High on the IMF's list of concerns was current account imbalances and the world's dependence on the United States, which it said made the case for structural reforms more urgent. Despite the depreciation of the U.S. dollar, the U.S. current account deficit is projected at 5.1 percent of gross domestic product in 2003 and 4.7 percent in 2004. This suggests that the U.S. dollar will need to weaken further, and the IMF warned that policymakers should be ready to manage the effects of further dollar depreciation. Thus far, the brunt of the adjustment has been borne by the euro, the Canadian dollar and currencies of smaller industrial countries.

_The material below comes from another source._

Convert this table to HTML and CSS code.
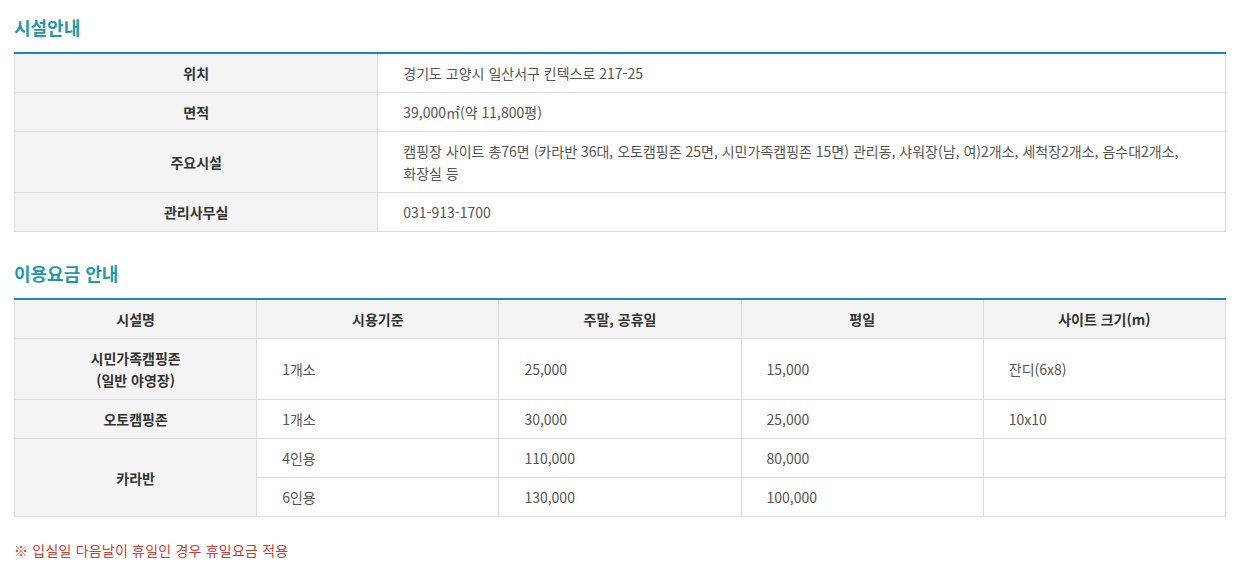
FILE: index.html
```html
<!DOCTYPE html>
<html lang="ko">
<head>
<meta charset="utf-8">
<title>시설안내</title>
<link rel="stylesheet" href="styles.css">
</head>
<body>
<div class="page">
  <section class="section">
    <h2 class="title">시설안내</h2>
    <table class="tbl tbl-info">
      <colgroup><col class="c-head"><col></colgroup>
      <tbody>
        <tr><th>위치</th><td>경기도 고양시 일산서구 킨텍스로 217-25</td></tr>
        <tr><th>면적</th><td>39,000㎡(약 11,800평)</td></tr>
        <tr><th>주요시설</th><td>캠핑장 사이트 총76면 (카라반 36대, 오토캠핑존 25면, 시민가족캠핑존 15면) 관리동, 샤워장(남, 여)2개소, 세척장2개소, 음수대2개소,<br>화장실 등</td></tr>
        <tr><th>관리사무실</th><td>031-913-1700</td></tr>
      </tbody>
    </table>
  </section>
  <section class="section">
    <h2 class="title">이용요금 안내</h2>
    <table class="tbl tbl-fee">
      <thead>
        <tr><th>시설명</th><th>시용기준</th><th>주말, 공휴일</th><th>평일</th><th>사이트 크기(m)</th></tr>
      </thead>
      <tbody>
        <tr><th>시민가족캠핑존<br>(일반 야영장)</th><td>1개소</td><td>25,000</td><td>15,000</td><td>잔디(6x8)</td></tr>
        <tr><th>오토캠핑존</th><td>1개소</td><td>30,000</td><td>25,000</td><td>10x10</td></tr>
        <tr><th rowspan="2">카라반</th><td>4인용</td><td>110,000</td><td>80,000</td><td></td></tr>
        <tr><td>6인용</td><td>130,000</td><td>100,000</td><td></td></tr>
      </tbody>
    </table>
    <p class="note">※ 입실일 다음날이 휴일인 경우 휴일요금 적용</p>
  </section>
</div>
</body>
</html>
```

FILE: styles.css
```css
html, body {
  margin: 0;
  padding: 0;
  background: #fff;
}
body {
  font-family: "Noto Sans CJK KR", "Noto Sans", sans-serif;
  font-size: 14px;
  color: #555;
}
.page {
  padding: 14px 26px 0 14px;
}
.section + .section {
  margin-top: 28px;
}
.title {
  margin: 0 0 12px;
  font-size: 18px;
  line-height: 26px;
  font-weight: 700;
  color: #1c9ba8;
  letter-spacing: 0;
}
.tbl {
  width: 100%;
  border-collapse: collapse;
  table-layout: fixed;
  border-top: 2px solid #1b84c8;
}
.tbl th,
.tbl td {
  border: 1px solid #dcdcdc;
  padding: 8px 25px;
  line-height: 22px;
  font-size: 14px;
  letter-spacing: 0;
}
.tbl tr:first-child th,
.tbl tr:first-child td {
  border-top: 0;
}
.tbl th {
  background: #f4f4f4;
  color: #333;
  font-weight: 700;
  text-align: center;
}
.tbl td {
  color: #555;
  text-align: left;
  font-weight: 400;
}
.c-head {
  width: 30%;
}
.tbl-fee thead th {
  border-top: 0;
}
.tbl-fee tbody tr:first-child th,
.tbl-fee tbody tr:first-child td {
  border-top: 1px solid #dcdcdc;
}
.note {
  margin: 22px 0 0;
  line-height: 22px;
  color: #d63a32;
  font-size: 14px;
  letter-spacing: 0.2px;
}
```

The topic is expected to come up Saturday (September 20th) at a Group of Seven meeting in Dubai and at the annual gathering of the IMF, where Asian countries are in attendance. Europe and the United States are expected to pressure countries like China to help carry the burden of global trade imbalances by loosening their currency regimes.

In an upward revision to forecasts, the fund predicted the U.S. economy would expand 2.6 percent this year and 3.9 percent next, up from April's forecasts of 2.2 percent and 3.6 percent. The IMF cut its GDP forecast for Europe in half to just 0.5 percent and only 1.9 percent in 2004. Growth there is being reined in by the strength of the single currency and weakness in Germany. The Fund opined that the European Central Bank may need to cut interest rates again. Projections for Japan were increased sharply, but the IMF warned that it was still vulnerable and bold steps were needed to speed up corporate and banking restructuring and to end deflation. Japan's economy is now seen advancing 2.0 percent this year and 1.4 percent next year.

A correction in the U.S. current account and an accompanying disorderly fall in the dollar's value is another major risk to the outlook according to the IMF. Despite its depreciation over the last year, the dollar still appears overvalued from a medium-term perspective, and the risk that its adjustment may overshoot cannot be ruled out. The IMF noted that the make-up of the current account deficit, which used to be financed by equity flows, had shifted and is now funded primarily by sales of government agency and corporate paper, including to a number of Asian central banks. The ballooning fiscal deficit is also a cause for worry, the IMF said, calling the Bush Administration's budget forecasts "optimistic".

Some thoughts on the Swedish vote
One cannot help but be struck by the contrast of Sweden's vote not to join the EMU with those of the 10 eager eastern European countries that breathlessly await EU - and eventual EMU membership. On the same day that Swedes voted against the euro by a sizable margin, 67 percent of Estonians voted in favor of joining the European Union. Of the ten countries that are due to join in May 2004, only the Latvians have yet to vote. The other nine have already approved membership in the EU. These new members will not need to vote on the euro, as adoption is automatic once certain economic tests are met. The failure of Sweden's establishment to persuade voters of the euro's benefits is a reminder that it is not easy to argue the case based on economics alone without consideration of current social programs. That may prompt some EU entry candidates to push government spending cuts, which are required for euro entry, to the backburner.

So far September is positive for equities
September is a notoriously rocky month for equities, but September 2003 is shaping up as an exception. All of the equity indexes followed here are higher again in the third quarter after reaching their nadir at the end of the first quarter. (Japan was the exception, as the Nikkei and Topix waited until the end of April before doing a U-turn.) Even though most indexes were down Friday, all were up with the exception of the typhoon-ravaged Kospi.